The HyperText Transfer Protocol (HTTP) [4] supports
caching in clients (i.e. browsers) and intermediate servers known as
proxy-caching servers. To display a page, a client
without a cached copy will
unconditionally send a page request to the content-provider or a
proxy-caching server. A client with the page already
cached may return the cached copy or contact another host to
determine whether the page has changed. This check for page currency
is done by sending an
HTTP GET request with a header specifying
If-Modified-Since followed by the timestamp of the cached
copy. If a proxy-caching server is used, it can respond to a page
request or currency check request if it has a
cached copy that is deemed usable and if the client has not specified
that the cache must not
be used (with a Pragma: no-cache
directive, most commonly sent
when a user tells a browser to reload a fresh copy of a page).
The proxy-caching server decides whether or not the cached page is usable and, if so, whether or not the client's cached copy is current, based on the optional extra information that the clients can send with their requests and which HTTP servers can send back with a page. Beyond the Pragma: no-cache directive mentioned above, the client may specify a bound on the age of the cached copy it is willing to accept (the Cache-control: max-age directive). Content-providers can specify when the page was last modified, whether or not the page can be cached (the Cache-control: no-cache field), and how long a client or proxy-caching server should cache the page (the Expires field). Dynamic data, often the output of a CGI script, is typically sent with no Last-Modified timestamp and set up to expire from the cache immediately (equivalent to disabling caching).
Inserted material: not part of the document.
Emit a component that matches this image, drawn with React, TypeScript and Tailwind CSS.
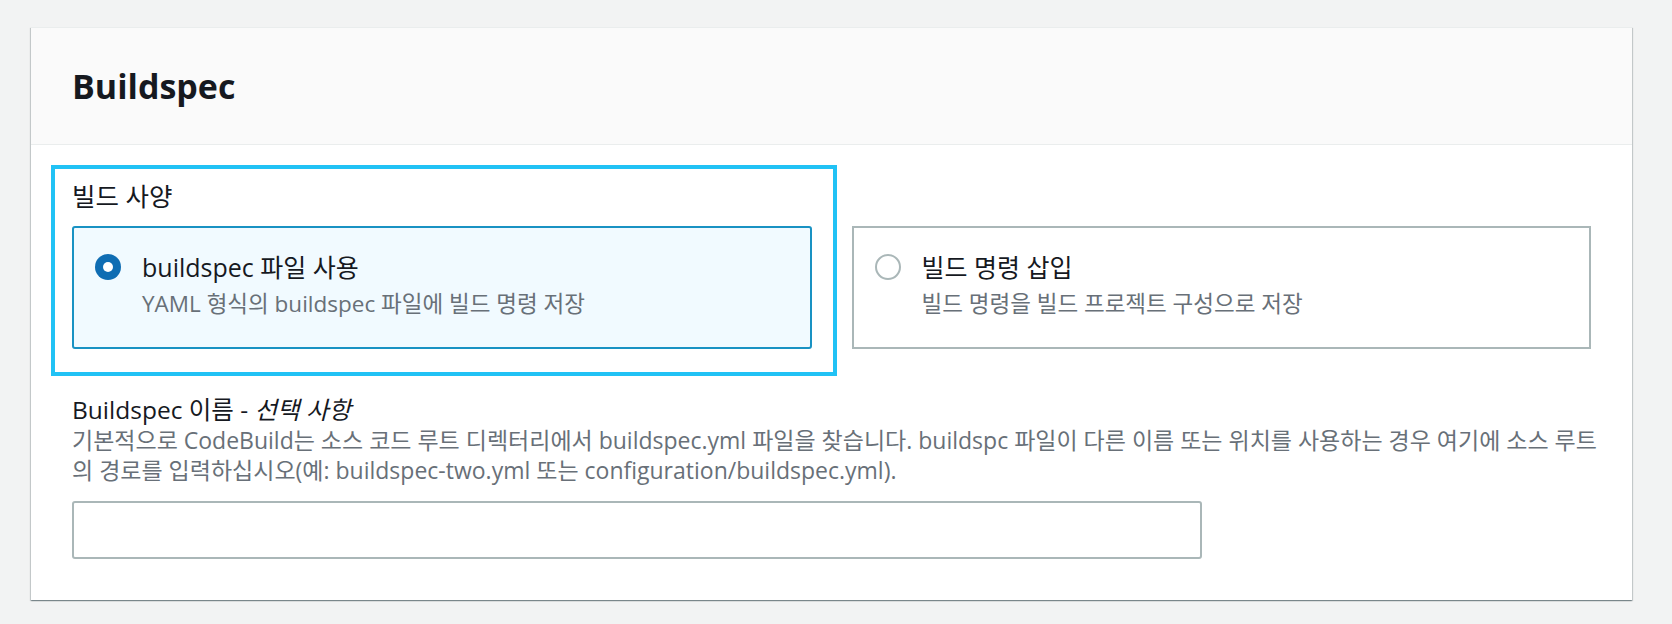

Currently, if a page has no Last-Modified timestamp, checking for the freshness of a cached copy requires retrieving the fresh copy from the content provider and shipping it all the way to the client browser. Similarly, changes to a page with the timestamp will require the proxy to obtain the file from the content provider and transmitting the entire file to the client; the transmission is elided only if the page has not been modified at all.